* Exercise
Produce an exact copy of all the data below, dropping every image.

* Raw data
○ ○ ○

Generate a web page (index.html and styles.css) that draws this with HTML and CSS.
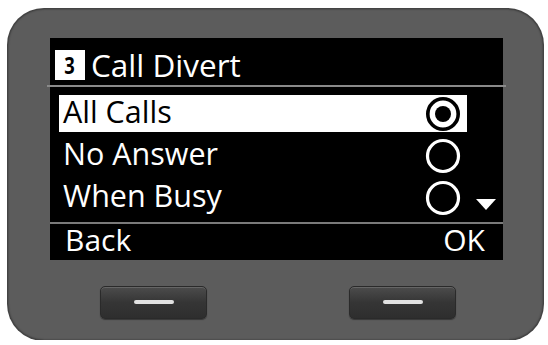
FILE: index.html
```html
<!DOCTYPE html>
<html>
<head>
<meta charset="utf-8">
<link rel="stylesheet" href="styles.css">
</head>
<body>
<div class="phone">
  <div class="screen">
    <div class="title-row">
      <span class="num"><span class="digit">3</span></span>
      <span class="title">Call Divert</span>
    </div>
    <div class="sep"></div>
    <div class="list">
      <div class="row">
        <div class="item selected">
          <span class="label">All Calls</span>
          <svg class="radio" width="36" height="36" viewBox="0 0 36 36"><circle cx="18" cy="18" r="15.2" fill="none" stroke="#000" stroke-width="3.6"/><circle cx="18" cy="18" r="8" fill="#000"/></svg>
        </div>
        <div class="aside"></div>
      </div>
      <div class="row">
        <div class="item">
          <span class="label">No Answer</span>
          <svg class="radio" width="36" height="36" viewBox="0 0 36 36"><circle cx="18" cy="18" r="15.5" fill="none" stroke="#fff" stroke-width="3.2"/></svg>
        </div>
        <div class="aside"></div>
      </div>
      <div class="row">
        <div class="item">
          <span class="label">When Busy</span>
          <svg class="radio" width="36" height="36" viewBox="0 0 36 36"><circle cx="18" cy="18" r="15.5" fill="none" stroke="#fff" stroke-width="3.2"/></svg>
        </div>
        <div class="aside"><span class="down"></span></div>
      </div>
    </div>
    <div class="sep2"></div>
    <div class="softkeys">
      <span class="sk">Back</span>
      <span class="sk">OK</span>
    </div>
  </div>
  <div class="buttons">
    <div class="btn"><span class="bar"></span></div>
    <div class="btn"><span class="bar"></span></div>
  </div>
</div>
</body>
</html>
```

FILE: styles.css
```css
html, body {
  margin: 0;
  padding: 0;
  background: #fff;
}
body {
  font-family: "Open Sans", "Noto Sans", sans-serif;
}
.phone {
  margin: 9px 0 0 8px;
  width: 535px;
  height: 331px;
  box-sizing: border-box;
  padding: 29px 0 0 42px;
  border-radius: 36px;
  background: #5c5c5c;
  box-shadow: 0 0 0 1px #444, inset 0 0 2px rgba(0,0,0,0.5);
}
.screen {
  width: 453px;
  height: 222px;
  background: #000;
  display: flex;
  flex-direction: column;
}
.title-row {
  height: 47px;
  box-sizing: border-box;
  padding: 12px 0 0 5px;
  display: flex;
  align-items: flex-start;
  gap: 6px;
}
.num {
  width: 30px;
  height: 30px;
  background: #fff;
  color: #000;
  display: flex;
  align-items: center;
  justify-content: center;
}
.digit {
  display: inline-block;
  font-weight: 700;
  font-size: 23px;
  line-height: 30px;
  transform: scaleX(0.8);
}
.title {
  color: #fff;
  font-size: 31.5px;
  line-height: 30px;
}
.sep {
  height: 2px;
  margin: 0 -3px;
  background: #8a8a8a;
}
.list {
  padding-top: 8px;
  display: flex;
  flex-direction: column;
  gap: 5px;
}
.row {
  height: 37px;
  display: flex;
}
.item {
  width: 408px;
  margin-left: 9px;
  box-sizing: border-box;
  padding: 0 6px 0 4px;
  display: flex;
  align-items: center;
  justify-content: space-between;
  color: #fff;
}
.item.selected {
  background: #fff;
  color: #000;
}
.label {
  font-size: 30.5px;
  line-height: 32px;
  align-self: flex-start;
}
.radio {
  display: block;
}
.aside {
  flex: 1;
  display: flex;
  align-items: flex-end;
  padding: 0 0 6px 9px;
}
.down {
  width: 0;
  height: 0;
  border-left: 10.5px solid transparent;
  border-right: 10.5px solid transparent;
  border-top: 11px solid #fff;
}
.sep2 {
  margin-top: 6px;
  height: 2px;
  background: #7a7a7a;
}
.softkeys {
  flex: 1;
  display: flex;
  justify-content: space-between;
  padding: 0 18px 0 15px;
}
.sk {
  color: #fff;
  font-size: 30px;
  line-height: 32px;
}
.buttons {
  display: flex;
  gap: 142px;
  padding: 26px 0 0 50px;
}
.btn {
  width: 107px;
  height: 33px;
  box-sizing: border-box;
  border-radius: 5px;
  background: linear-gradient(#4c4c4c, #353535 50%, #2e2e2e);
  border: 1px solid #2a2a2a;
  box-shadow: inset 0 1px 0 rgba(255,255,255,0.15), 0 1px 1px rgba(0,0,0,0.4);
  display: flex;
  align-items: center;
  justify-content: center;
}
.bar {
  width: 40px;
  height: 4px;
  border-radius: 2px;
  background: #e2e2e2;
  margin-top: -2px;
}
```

○ ○ ○

* Complete response
Generate a web page (index.html and styles.css) that draws this with HTML and CSS.
FILE: index.html
```html
<!DOCTYPE html>
<html>
<head>
<meta charset="utf-8">
<link rel="stylesheet" href="styles.css">
</head>
<body>
<div class="phone">
  <div class="screen">
    <div class="title-row">
      <span class="num"><span class="digit">3</span></span>
      <span class="title">Call Divert</span>
    </div>
    <div class="sep"></div>
    <div class="list">
      <div class="row">
        <div class="item selected">
          <span class="label">All Calls</span>
          <svg class="radio" width="36" height="36" viewBox="0 0 36 36"><circle cx="18" cy="18" r="15.2" fill="none" stroke="#000" stroke-width="3.6"/><circle cx="18" cy="18" r="8" fill="#000"/></svg>
        </div>
        <div class="aside"></div>
      </div>
      <div class="row">
        <div class="item">
          <span class="label">No Answer</span>
          <svg class="radio" width="36" height="36" viewBox="0 0 36 36"><circle cx="18" cy="18" r="15.5" fill="none" stroke="#fff" stroke-width="3.2"/></svg>
        </div>
        <div class="aside"></div>
      </div>
      <div class="row">
        <div class="item">
          <span class="label">When Busy</span>
          <svg class="radio" width="36" height="36" viewBox="0 0 36 36"><circle cx="18" cy="18" r="15.5" fill="none" stroke="#fff" stroke-width="3.2"/></svg>
        </div>
        <div class="aside"><span class="down"></span></div>
      </div>
    </div>
    <div class="sep2"></div>
    <div class="softkeys">
      <span class="sk">Back</span>
      <span class="sk">OK</span>
    </div>
  </div>
  <div class="buttons">
    <div class="btn"><span class="bar"></span></div>
    <div class="btn"><span class="bar"></span></div>
  </div>
</div>
</body>
</html>
```

FILE: styles.css
```css
html, body {
  margin: 0;
  padding: 0;
  background: #fff;
}
body {
  font-family: "Open Sans", "Noto Sans", sans-serif;
}
.phone {
  margin: 9px 0 0 8px;
  width: 535px;
  height: 331px;
  box-sizing: border-box;
  padding: 29px 0 0 42px;
  border-radius: 36px;
  background: #5c5c5c;
  box-shadow: 0 0 0 1px #444, inset 0 0 2px rgba(0,0,0,0.5);
}
.screen {
  width: 453px;
  height: 222px;
  background: #000;
  display: flex;
  flex-direction: column;
}
.title-row {
  height: 47px;
  box-sizing: border-box;
  padding: 12px 0 0 5px;
  display: flex;
  align-items: flex-start;
  gap: 6px;
}
.num {
  width: 30px;
  height: 30px;
  background: #fff;
  color: #000;
  display: flex;
  align-items: center;
  justify-content: center;
}
.digit {
  display: inline-block;
  font-weight: 700;
  font-size: 23px;
  line-height: 30px;
  transform: scaleX(0.8);
}
.title {
  color: #fff;
  font-size: 31.5px;
  line-height: 30px;
}
.sep {
  height: 2px;
  margin: 0 -3px;
  background: #8a8a8a;
}
.list {
  padding-top: 8px;
  display: flex;
  flex-direction: column;
  gap: 5px;
}
.row {
  height: 37px;
  display: flex;
}
.item {
  width: 408px;
  margin-left: 9px;
  box-sizing: border-box;
  padding: 0 6px 0 4px;
  display: flex;
  align-items: center;
  justify-content: space-between;
  color: #fff;
}
.item.selected {
  background: #fff;
  color: #000;
}
.label {
  font-size: 30.5px;
  line-height: 32px;
  align-self: flex-start;
}
.radio {
  display: block;
}
.aside {
  flex: 1;
  display: flex;
  align-items: flex-end;
  padding: 0 0 6px 9px;
}
.down {
  width: 0;
  height: 0;
  border-left: 10.5px solid transparent;
  border-right: 10.5px solid transparent;
  border-top: 11px solid #fff;
}
.sep2 {
  margin-top: 6px;
  height: 2px;
  background: #7a7a7a;
}
.softkeys {
  flex: 1;
  display: flex;
  justify-content: space-between;
  padding: 0 18px 0 15px;
}
.sk {
  color: #fff;
  font-size: 30px;
  line-height: 32px;
}
.buttons {
  display: flex;
  gap: 142px;
  padding: 26px 0 0 50px;
}
.btn {
  width: 107px;
  height: 33px;
  box-sizing: border-box;
  border-radius: 5px;
  background: linear-gradient(#4c4c4c, #353535 50%, #2e2e2e);
  border: 1px solid #2a2a2a;
  box-shadow: inset 0 1px 0 rgba(255,255,255,0.15), 0 1px 1px rgba(0,0,0,0.4);
  display: flex;
  align-items: center;
  justify-content: center;
}
.bar {
  width: 40px;
  height: 4px;
  border-radius: 2px;
  background: #e2e2e2;
  margin-top: -2px;
}
```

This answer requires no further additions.